Un piano analogo, ma ovviamente non sovrapponibile per i medesimi interessi in gioco, sarebbe quello dell’altro alleato forte europeo: la Francia di Emmanuel Macron. Il capo dell’Eliseo, esasperato da una situazione politica interna al suo Paese che lo ha di fatto costretto in un vicolo cieco, non nasconde le sue ambizioni internazionali e va in giro rammentando a chiunque il peso – economico e militare – che la Francia ha sia nella Nato che nelle attività di difesa internazionale attualmente in essere su più fronti. Non a caso anche Macron ha derubricato le gaffe di Biden ad un semplice lapsus, “può capitare a tutti” ha tagliato corto il presidente francese. E poi ci siamo noi, l’Italia. Anche Giorgia Meloni ha affermato di aver trovato Biden tutto sommato in buona forma: “L’ho visto bene, un vertice ben organizzato e concreto” è stata la risposta della premier a chi gli chiedeva come avesse trovato l’inquilino della Casa Bianca. Nonostante gli ottimi rapporti personali tra Biden e Meloni, non è un segreto di Pulcinella che in passato il nostro Presidente del Consiglio abbia tifato apertamente per Trump, come pure a nessuno è sfuggita la sua irritazione per il balzo in avanti di Matteo Salvini nel fare endorsement per l’ex presidente oggi ricandidato per i Repubblicani.
La strategia di Palazzo Chigi per il momento è non prendere posizione, difendendo l’alleanza strategica tra Italia e Stati Uniti chiunque sia il presidente, ma quanto potrà andare avanti così?

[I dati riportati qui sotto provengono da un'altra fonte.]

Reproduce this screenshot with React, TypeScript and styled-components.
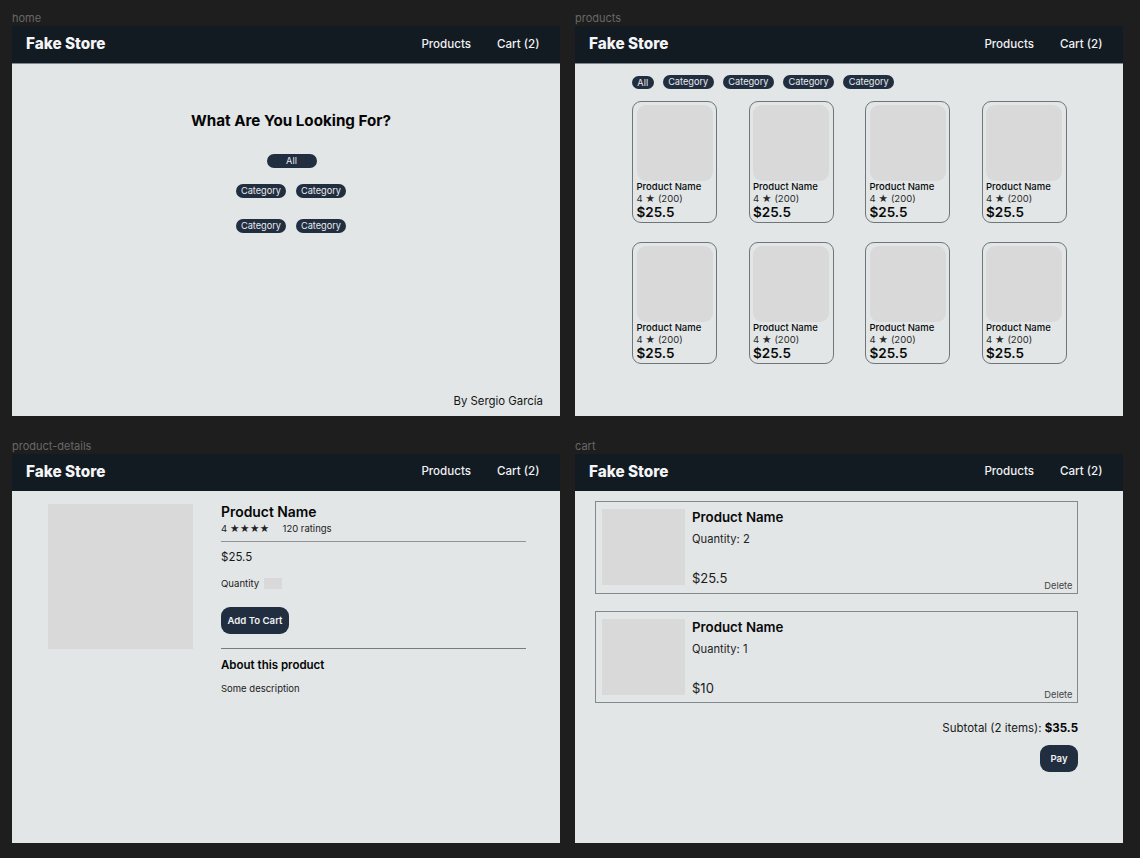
import React from "react";
import styled, { createGlobalStyle } from "styled-components";

const Global = createGlobalStyle`
  html, body { margin: 0; padding: 0; background: #1e1e1e; }
  body { font-family: Inter, "Liberation Sans", sans-serif; height: 858px; overflow: hidden; }
  * { box-sizing: border-box; }
  p, h1, h2, h3 { margin: 0; }
`;

const Canvas = styled.div`
  display: grid;
  grid-template-columns: 548px 548px;
  grid-template-rows: 404px 403px;
  column-gap: 15px;
  row-gap: 24px;
  padding: 12px 0 0 12px;
`;
const FrameBox = styled.section`
  display: flex;
  flex-direction: column;
  min-height: 0;
`;
const FrameLabel = styled.div`
  height: 14px;
  font-size: 11px;
  line-height: 13px;
  color: #686868;
`;
const Screen = styled.div`
  flex: 1;
  background: #e2e6e7;
  display: flex;
  flex-direction: column;
  min-height: 0;
`;
const Header = styled.header<{ $compact?: boolean }>`
  height: ${(p) => (p.$compact ? 37 : 38)}px;
  flex: none;
  background: #121a22;
  border-bottom: ${(p) => (p.$compact ? "0" : "1px solid #7d8791")};
  display: flex;
  align-items: center;
  justify-content: space-between;
  padding: 0 20.5px ${(p) => (p.$compact ? 3 : 2)}px 14px;
`;
const Logo = styled.div`
  font-size: 15.3px;
  font-weight: 800;
  color: #f4f5f6;
`;
const Nav = styled.nav`
  display: flex;
  gap: 26px;
`;
const NavLink = styled.a`
  font-size: 11.6px;
  font-weight: 500;
  color: #f0f1f2;
`;
const Pill = styled.span<{ $w?: number }>`
  display: inline-flex;
  align-items: center;
  justify-content: center;
  width: ${(p) => p.$w ?? 51}px;
  height: 14px;
  border-radius: 7px;
  background: #212e40;
  color: #e8eaec;
  font-size: 9.2px;
  line-height: 1;
`;
const SmallPill = styled(Pill)`
  height: 13px;
  margin-top: 1.5px;
`;

/* home */
const HomeBody = styled.main`
  flex: 1;
  display: flex;
  flex-direction: column;
  align-items: center;
  padding-top: 47px;
  padding-left: 10px;
  position: relative;
`;
const HomeTitle = styled.h1`
  font-size: 15.2px;
  line-height: 19px;
  font-weight: 700;
  color: #050505;
`;
const AllRow = styled.div`
  margin: 24px 0 0 1px;
  display: flex;
`;
const CatGrid = styled.div`
  margin-top: 16px;
  display: grid;
  grid-template-columns: 50px 50px;
  column-gap: 10px;
  row-gap: 21px;
`;
const Footer = styled.footer`
  margin-top: auto;
  align-self: flex-end;
  padding: 0 17px 7px 0;
  font-size: 11.4px;
  line-height: 15px;
  color: #151515;
`;

/* products */
const ProductsBody = styled.main`
  flex: 1;
  padding: 10.5px 0 0 57px;
  display: flex;
  flex-direction: column;
`;
const PillRow = styled.div`
  display: flex;
  gap: 9.2px;
  height: 15px;
  align-items: flex-start;
`;
const ProductGrid = styled.div`
  margin-top: 11.5px;
  display: grid;
  grid-template-columns: repeat(4, 85px);
  grid-auto-rows: 122px;
  column-gap: 31.5px;
  row-gap: 19px;
`;
const Card = styled.article`
  border: 1px solid #6f767a;
  border-radius: 9px;
  padding: 3px 3.5px;
  display: flex;
  flex-direction: column;
`;
const CardImage = styled.div`
  width: 76px;
  height: 76px;
  flex: none;
  background: #d9d9d9;
  border-radius: 9px;
`;
const CardName = styled.div`
  font-size: 9.5px;
  line-height: 12px;
  font-weight: 500;
  color: #0a0a0a;
`;
const CardRating = styled.div`
  font-size: 9.5px;
  line-height: 11px;
  color: #2a2a2a;
`;
const CardPrice = styled.div`
  font-size: 13.5px;
  line-height: 16px;
  font-weight: 600;
  color: #0a0a0a;
`;

/* details */
const DetailsBody = styled.main`
  flex: 1;
  display: flex;
  padding: 13px 34px 0 36px;
  gap: 28px;
`;
const DetailsImage = styled.div`
  width: 145px;
  height: 145px;
  flex: none;
  background: #d9d9d9;
`;
const DetailsInfo = styled.div`
  flex: 1;
  display: flex;
  flex-direction: column;
  align-items: flex-start;
`;
const DetailsName = styled.h2`
  margin-top: 1px;
  font-size: 13.9px;
  line-height: 15px;
  font-weight: 600;
  color: #050505;
`;
const RatingLine = styled.div`
  display: flex;
  gap: 13px;
  font-size: 9.5px;
  line-height: 12px;
  color: #222;
  margin-top: 3px;
`;
const Rule = styled.hr<{ $tone?: string; $gap?: number }>`
  width: 100%;
  height: 1px;
  border: 0;
  margin: ${(p) => p.$gap ?? 0}px 0 0;
  background: ${(p) => p.$tone ?? "#8f9496"};
`;
const Price = styled.div`
  margin-top: 8px;
  font-size: 11.5px;
  line-height: 14px;
  color: #1a1a1a;
`;
const QuantityRow = styled.div`
  margin-top: 14px;
  display: flex;
  align-items: center;
  gap: 5px;
  font-size: 9.6px;
  line-height: 11px;
  color: #1a1a1a;
`;
const QuantityBox = styled.div`
  width: 18px;
  height: 11px;
  background: #d9d9d9;
`;
const Button = styled.button<{ $w: number }>`
  width: ${(p) => p.$w}px;
  height: 27px;
  border: 0;
  padding: 0;
  border-radius: 9px;
  background: #212e40;
  color: #f0f1f2;
  font-family: inherit;
  font-size: 9.6px;
  font-weight: 600;
`;
const CartButton = styled(Button)`
  margin: 18px 0 14px;
`;
const AboutTitle = styled.h3`
  margin-top: 9px;
  font-size: 11.5px;
  line-height: 14px;
  font-weight: 600;
  color: #050505;
`;
const Description = styled.p`
  margin-top: 11px;
  font-size: 9.5px;
  line-height: 11px;
  color: #1a1a1a;
`;

/* cart */
const CartBody = styled.main`
  flex: 1;
  padding: 10px 45px 0 20px;
  display: flex;
  flex-direction: column;
  gap: 17px;
`;
const CartItem = styled.article<{ $h: number }>`
  height: ${(p) => p.$h}px;
  border: 1px solid #83898c;
  padding: 7px 0 0 6px;
  display: flex;
  gap: 7px;
  position: relative;
`;
const CartImage = styled.div`
  width: 83px;
  height: 76px;
  flex: none;
  background: #d9d9d9;
`;
const CartInfo = styled.div`
  height: 77px;
  display: flex;
  flex-direction: column;
`;
const CartName = styled.h2`
  font-size: 13.3px;
  line-height: 16px;
  font-weight: 600;
  color: #0a0a0a;
`;
const CartQty = styled.div`
  margin-top: 8px;
  font-size: 11.2px;
  line-height: 13px;
  color: #222;
`;
const CartPrice = styled.div`
  margin-top: auto;
  font-size: 13px;
  line-height: 16px;
  color: #1a1a1a;
`;
const Delete = styled.a`
  position: absolute;
  right: 4.5px;
  bottom: 2px;
  font-size: 9.3px;
  line-height: 11px;
  color: #444;
`;
const Summary = styled.div`
  margin-top: 1px;
  display: flex;
  flex-direction: column;
  align-items: flex-end;
  gap: 10px;
`;
const Subtotal = styled.div`
  font-size: 11.5px;
  line-height: 14px;
  color: #1a1a1a;
  strong { font-weight: 700; color: #050505; }
`;

const TopBar = ({ compact }: { compact?: boolean }) => (
  <Header $compact={compact}>
    <Logo>Fake Store</Logo>
    <Nav>
      <NavLink>Products</NavLink>
      <NavLink>Cart (2)</NavLink>
    </Nav>
  </Header>
);

const Frame = ({ label, compact, children }: { label: string; compact?: boolean; children: React.ReactNode }) => (
  <FrameBox>
    <FrameLabel>{label}</FrameLabel>
    <Screen>
      <TopBar compact={compact} />
      {children}
    </Screen>
  </FrameBox>
);

const ids = [0, 1, 2, 3, 4, 5, 6, 7];
const items = [
  { qty: 2, price: "$25.5", h: 93 },
  { qty: 1, price: "$10", h: 92 },
];

export default function App() {
  return (
    <>
      <Global />
      <Canvas>
        <Frame label="home">
          <HomeBody>
            <HomeTitle>What Are You Looking For?</HomeTitle>
            <AllRow>
              <Pill $w={50}>All</Pill>
            </AllRow>
            <CatGrid>
              <Pill $w={50}>Category</Pill>
              <Pill $w={50}>Category</Pill>
              <Pill $w={50}>Category</Pill>
              <Pill $w={50}>Category</Pill>
            </CatGrid>
            <Footer>By Sergio García</Footer>
          </HomeBody>
        </Frame>

        <Frame label="products">
          <ProductsBody>
            <PillRow>
              <SmallPill $w={21.5}>All</SmallPill>
              <Pill>Category</Pill>
              <Pill>Category</Pill>
              <Pill>Category</Pill>
              <Pill>Category</Pill>
            </PillRow>
            <ProductGrid>
              {ids.map((id) => (
                <Card key={id}>
                  <CardImage />
                  <CardName>Product Name</CardName>
                  <CardRating>4 ★ (200)</CardRating>
                  <CardPrice>$25.5</CardPrice>
                </Card>
              ))}
            </ProductGrid>
          </ProductsBody>
        </Frame>

        <Frame label="product-details" compact>
          <DetailsBody>
            <DetailsImage />
            <DetailsInfo>
              <DetailsName>Product Name</DetailsName>
              <RatingLine>
                <span>4 ★★★★</span>
                <span>120 ratings</span>
              </RatingLine>
              <Rule $gap={6} />
              <Price>$25.5</Price>
              <QuantityRow>
                Quantity
                <QuantityBox />
              </QuantityRow>
              <CartButton $w={68}>Add To Cart</CartButton>
              <Rule $tone="#777c7e" />
              <AboutTitle>About this product</AboutTitle>
              <Description>Some description</Description>
            </DetailsInfo>
          </DetailsBody>
        </Frame>

        <Frame label="cart" compact>
          <CartBody>
            {items.map((it) => (
              <CartItem key={it.qty} $h={it.h}>
                <CartImage />
                <CartInfo>
                  <CartName>Product Name</CartName>
                  <CartQty>Quantity: {it.qty}</CartQty>
                  <CartPrice>{it.price}</CartPrice>
                </CartInfo>
                <Delete>Delete</Delete>
              </CartItem>
            ))}
            <Summary>
              <Subtotal>
                Subtotal (2 items): <strong>$35.5</strong>
              </Subtotal>
              <Button $w={38}>Pay</Button>
            </Summary>
          </CartBody>
        </Frame>
      </Canvas>
    </>
  );
}
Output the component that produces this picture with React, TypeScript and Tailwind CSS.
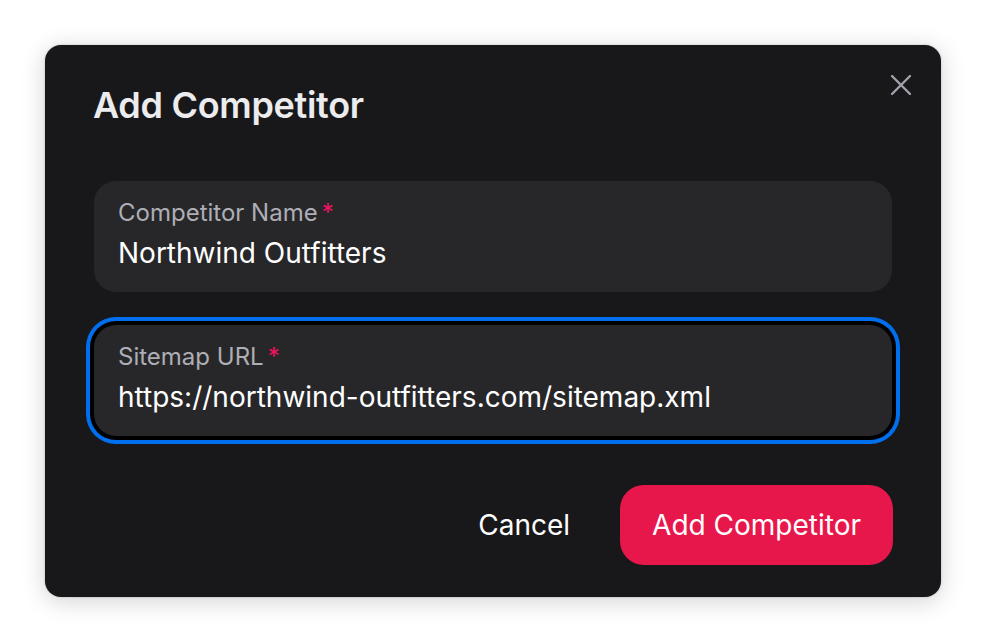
import React from "react";

export default function App() {
  return (
    <div
      className="w-[986px] h-[642px] bg-white pt-[45px] pl-[45px]"
      style={{ fontFamily: "Inter, 'Noto Sans', sans-serif" }}
    >
      <div className="relative w-[896px] h-[552px] bg-[#18181b] rounded-[16px] shadow-[0_4px_24px_rgba(0,0,0,0.18),0_0_2px_rgba(0,0,0,0.25)] flex flex-col">
        <button className="absolute top-[20px] right-[20px] w-[40px] h-[40px] flex items-center justify-center text-[#a1a1aa]">
          <svg width="20" height="20" viewBox="0 0 20 20" fill="none">
            <path d="M1 1L19 19M19 1L1 19" stroke="currentColor" strokeWidth="2.4" strokeLinecap="round" />
          </svg>
        </button>

        <div className="pl-[48px] pr-[49px] pt-[32px] pb-[32px]">
          <h2 className="text-[36px] leading-[56px] font-semibold text-[#ececee] tracking-[-0.3px]">
            Add Competitor
          </h2>
        </div>

        <div className="px-[49px] py-[16px] flex flex-col gap-[33px]">
          <div className="h-[111px] rounded-[22px] bg-[#27272a] pl-[24px] pt-[16px]">
            <div className="h-[32px] text-[24px] leading-[32px] text-[#aeaeb5] flex">
              Competitor Name<span className="text-[#f31260] ml-[4px]">*</span>
            </div>
            <div className="mt-[6px] h-[36px] text-[28px] leading-[36px] text-white">
              Northwind Outfitters
            </div>
          </div>

          <div className="h-[111px] rounded-[22px] bg-[#27272a] pl-[24px] pt-[16px] ring-4 ring-[#006FEE] ring-offset-4 ring-offset-black">
            <div className="h-[32px] text-[24px] leading-[32px] text-[#aeaeb5] flex">
              Sitemap URL<span className="text-[#f31260] ml-[4px]">*</span>
            </div>
            <div className="mt-[6px] h-[36px] text-[28px] leading-[36px] text-white">
              https://northwind-outfitters.com/sitemap.xml
            </div>
          </div>
        </div>

        <div className="px-[48px] pt-[33px] flex justify-end items-center gap-[18px]">
          <button className="h-[80px] px-[32px] rounded-[24px] text-[28px] text-white">
            Cancel
          </button>
          <button className="h-[80px] px-[32px] rounded-[24px] text-[28px] text-white bg-[#e8174b]">
            Add Competitor
          </button>
        </div>
      </div>
    </div>
  );
}
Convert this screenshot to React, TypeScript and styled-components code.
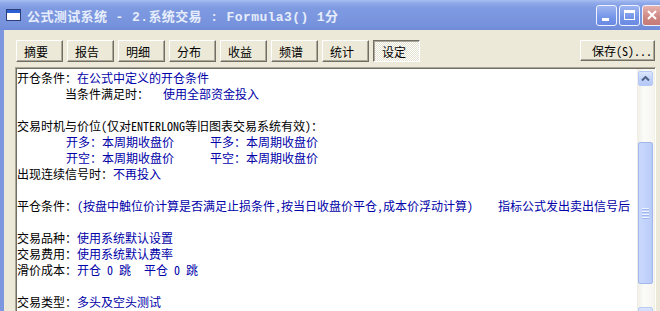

Meloni è certamente consapevole che con Trump alla Casa Bianca l’Italia dovrà aprire i cordoni della borsa e contribuire di più all’economia della Nato, ma questo è un problema che semmai verrà affrontato in seguito. A pochi giorni dalla convention repubblicana di Milwaukee che si aprirà lunedì prossimo e che incoronerà Trump come candidato ufficiale alla presidenza degli Stati Uniti, una scelta di campo per Giorgia Meloni comincia ad essere sentita come una necessità non solo dal suo alleato di maggioranza, ma anche da parte dei suoi stessi elettori. Joe Biden, ancora una volta, non ha fatto i conti con la realtà.